• [PROBLEM DESCRIPTION]: Provide an exact copy of the data, excluding the images.

(Interface markup and scripts)

>> Begin

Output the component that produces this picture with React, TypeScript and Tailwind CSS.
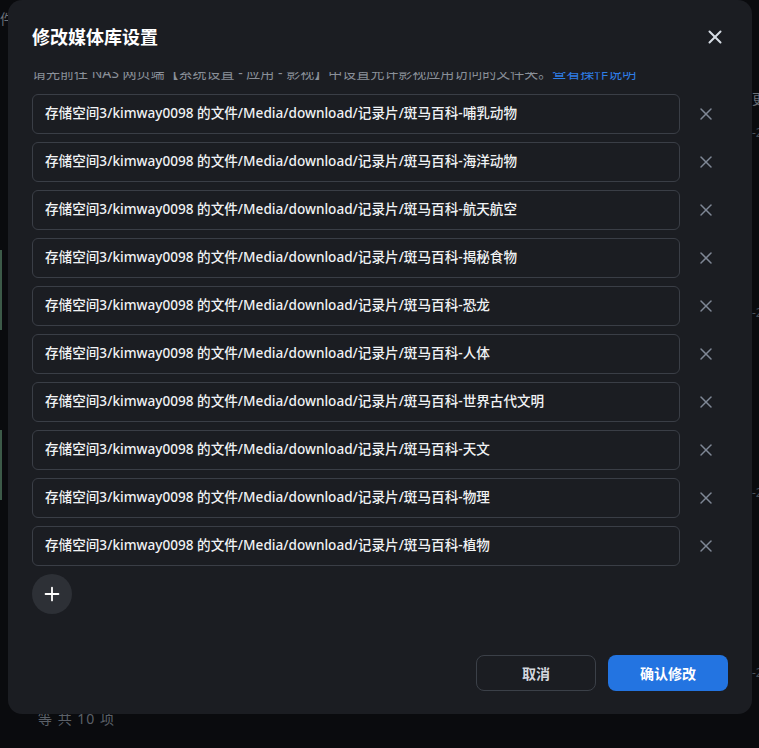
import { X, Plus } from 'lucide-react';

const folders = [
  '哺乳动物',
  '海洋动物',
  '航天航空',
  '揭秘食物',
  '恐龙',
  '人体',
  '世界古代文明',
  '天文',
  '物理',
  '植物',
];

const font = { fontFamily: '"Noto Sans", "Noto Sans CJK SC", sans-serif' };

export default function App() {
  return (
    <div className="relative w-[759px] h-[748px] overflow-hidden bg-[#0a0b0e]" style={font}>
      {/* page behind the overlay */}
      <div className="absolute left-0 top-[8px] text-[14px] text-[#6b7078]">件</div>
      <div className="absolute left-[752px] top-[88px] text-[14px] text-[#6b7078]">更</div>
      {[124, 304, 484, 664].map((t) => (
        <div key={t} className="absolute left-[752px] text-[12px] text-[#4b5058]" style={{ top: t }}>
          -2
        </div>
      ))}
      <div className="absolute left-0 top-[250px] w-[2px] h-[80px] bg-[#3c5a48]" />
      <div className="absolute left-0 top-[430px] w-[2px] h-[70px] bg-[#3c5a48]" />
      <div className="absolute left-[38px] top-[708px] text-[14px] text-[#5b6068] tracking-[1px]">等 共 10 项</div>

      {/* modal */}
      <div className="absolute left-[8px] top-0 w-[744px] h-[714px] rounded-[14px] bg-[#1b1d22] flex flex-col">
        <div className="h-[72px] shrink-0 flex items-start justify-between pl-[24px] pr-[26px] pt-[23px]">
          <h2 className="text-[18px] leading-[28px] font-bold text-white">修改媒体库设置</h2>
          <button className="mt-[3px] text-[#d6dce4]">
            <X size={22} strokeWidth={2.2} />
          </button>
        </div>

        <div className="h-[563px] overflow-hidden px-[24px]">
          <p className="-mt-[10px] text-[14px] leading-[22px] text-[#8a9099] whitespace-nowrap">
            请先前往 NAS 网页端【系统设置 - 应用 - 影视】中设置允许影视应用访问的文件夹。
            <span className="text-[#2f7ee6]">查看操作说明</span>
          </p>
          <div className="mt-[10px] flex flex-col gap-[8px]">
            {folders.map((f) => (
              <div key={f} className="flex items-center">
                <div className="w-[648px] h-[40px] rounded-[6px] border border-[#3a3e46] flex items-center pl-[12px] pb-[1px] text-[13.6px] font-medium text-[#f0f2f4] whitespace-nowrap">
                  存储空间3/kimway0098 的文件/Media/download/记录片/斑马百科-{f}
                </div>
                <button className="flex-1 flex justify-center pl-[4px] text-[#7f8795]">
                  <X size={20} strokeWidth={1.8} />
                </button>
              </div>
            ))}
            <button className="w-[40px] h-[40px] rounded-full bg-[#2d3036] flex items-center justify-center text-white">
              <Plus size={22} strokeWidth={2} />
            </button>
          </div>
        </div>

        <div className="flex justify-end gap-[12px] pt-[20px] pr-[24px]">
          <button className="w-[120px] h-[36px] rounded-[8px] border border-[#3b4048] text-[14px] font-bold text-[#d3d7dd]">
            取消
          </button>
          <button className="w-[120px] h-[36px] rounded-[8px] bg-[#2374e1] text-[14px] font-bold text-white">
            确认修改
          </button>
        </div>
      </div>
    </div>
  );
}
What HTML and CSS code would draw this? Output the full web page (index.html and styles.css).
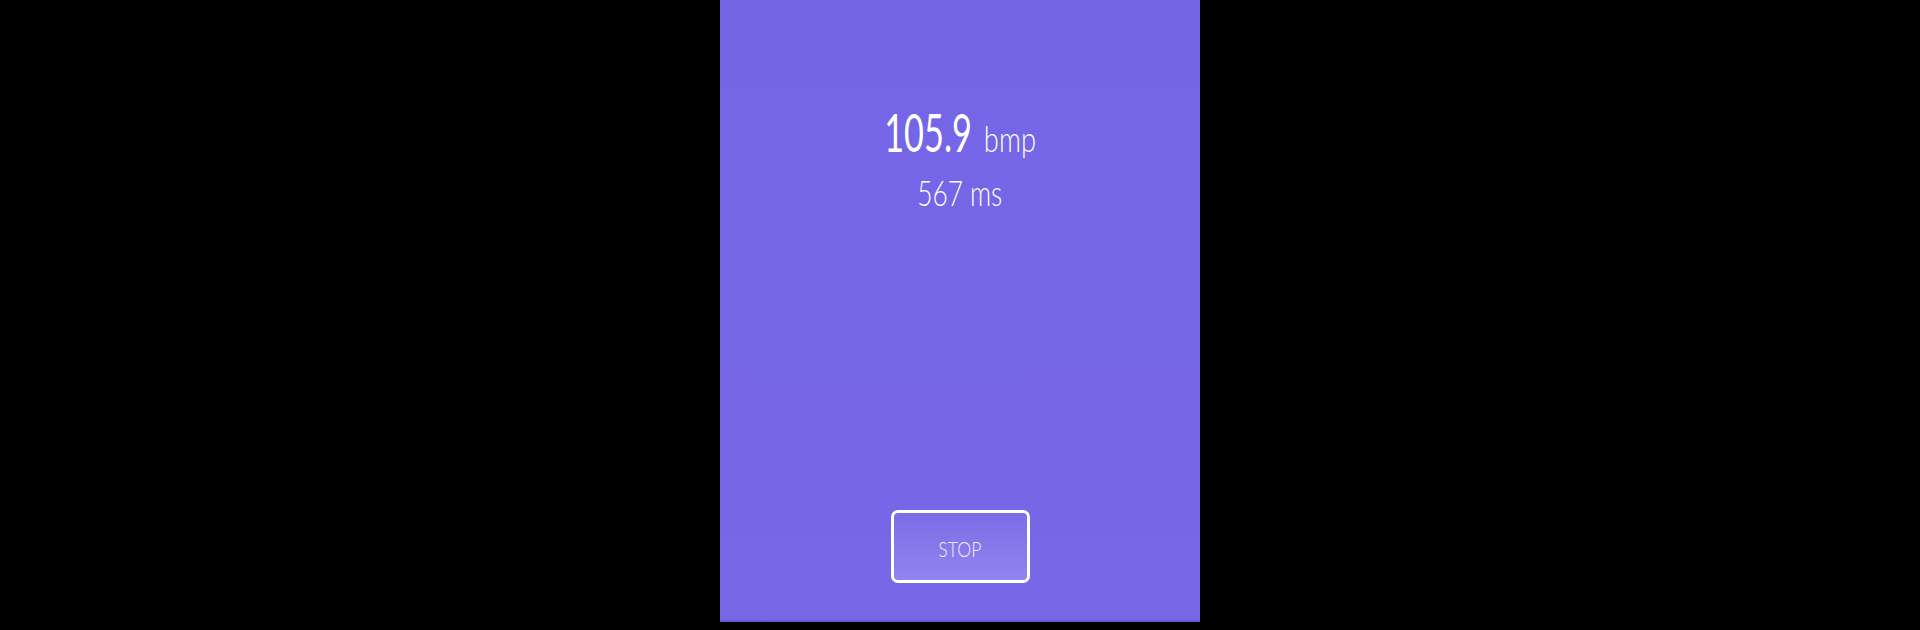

>> End

• [THE REPLY]:
Output the component that produces this picture with React, TypeScript and Tailwind CSS.
import { X, Plus } from 'lucide-react';

const folders = [
  '哺乳动物',
  '海洋动物',
  '航天航空',
  '揭秘食物',
  '恐龙',
  '人体',
  '世界古代文明',
  '天文',
  '物理',
  '植物',
];

const font = { fontFamily: '"Noto Sans", "Noto Sans CJK SC", sans-serif' };

export default function App() {
  return (
    <div className="relative w-[759px] h-[748px] overflow-hidden bg-[#0a0b0e]" style={font}>
      {/* page behind the overlay */}
      <div className="absolute left-0 top-[8px] text-[14px] text-[#6b7078]">件</div>
      <div className="absolute left-[752px] top-[88px] text-[14px] text-[#6b7078]">更</div>
      {[124, 304, 484, 664].map((t) => (
        <div key={t} className="absolute left-[752px] text-[12px] text-[#4b5058]" style={{ top: t }}>
          -2
        </div>
      ))}
      <div className="absolute left-0 top-[250px] w-[2px] h-[80px] bg-[#3c5a48]" />
      <div className="absolute left-0 top-[430px] w-[2px] h-[70px] bg-[#3c5a48]" />
      <div className="absolute left-[38px] top-[708px] text-[14px] text-[#5b6068] tracking-[1px]">等 共 10 项</div>

      {/* modal */}
      <div className="absolute left-[8px] top-0 w-[744px] h-[714px] rounded-[14px] bg-[#1b1d22] flex flex-col">
        <div className="h-[72px] shrink-0 flex items-start justify-between pl-[24px] pr-[26px] pt-[23px]">
          <h2 className="text-[18px] leading-[28px] font-bold text-white">修改媒体库设置</h2>
          <button className="mt-[3px] text-[#d6dce4]">
            <X size={22} strokeWidth={2.2} />
          </button>
        </div>

        <div className="h-[563px] overflow-hidden px-[24px]">
          <p className="-mt-[10px] text-[14px] leading-[22px] text-[#8a9099] whitespace-nowrap">
            请先前往 NAS 网页端【系统设置 - 应用 - 影视】中设置允许影视应用访问的文件夹。
            <span className="text-[#2f7ee6]">查看操作说明</span>
          </p>
          <div className="mt-[10px] flex flex-col gap-[8px]">
            {folders.map((f) => (
              <div key={f} className="flex items-center">
                <div className="w-[648px] h-[40px] rounded-[6px] border border-[#3a3e46] flex items-center pl-[12px] pb-[1px] text-[13.6px] font-medium text-[#f0f2f4] whitespace-nowrap">
                  存储空间3/kimway0098 的文件/Media/download/记录片/斑马百科-{f}
                </div>
                <button className="flex-1 flex justify-center pl-[4px] text-[#7f8795]">
                  <X size={20} strokeWidth={1.8} />
                </button>
              </div>
            ))}
            <button className="w-[40px] h-[40px] rounded-full bg-[#2d3036] flex items-center justify-center text-white">
              <Plus size={22} strokeWidth={2} />
            </button>
          </div>
        </div>

        <div className="flex justify-end gap-[12px] pt-[20px] pr-[24px]">
          <button className="w-[120px] h-[36px] rounded-[8px] border border-[#3b4048] text-[14px] font-bold text-[#d3d7dd]">
            取消
          </button>
          <button className="w-[120px] h-[36px] rounded-[8px] bg-[#2374e1] text-[14px] font-bold text-white">
            确认修改
          </button>
        </div>
      </div>
    </div>
  );
}
What HTML and CSS code would draw this? Output the full web page (index.html and styles.css).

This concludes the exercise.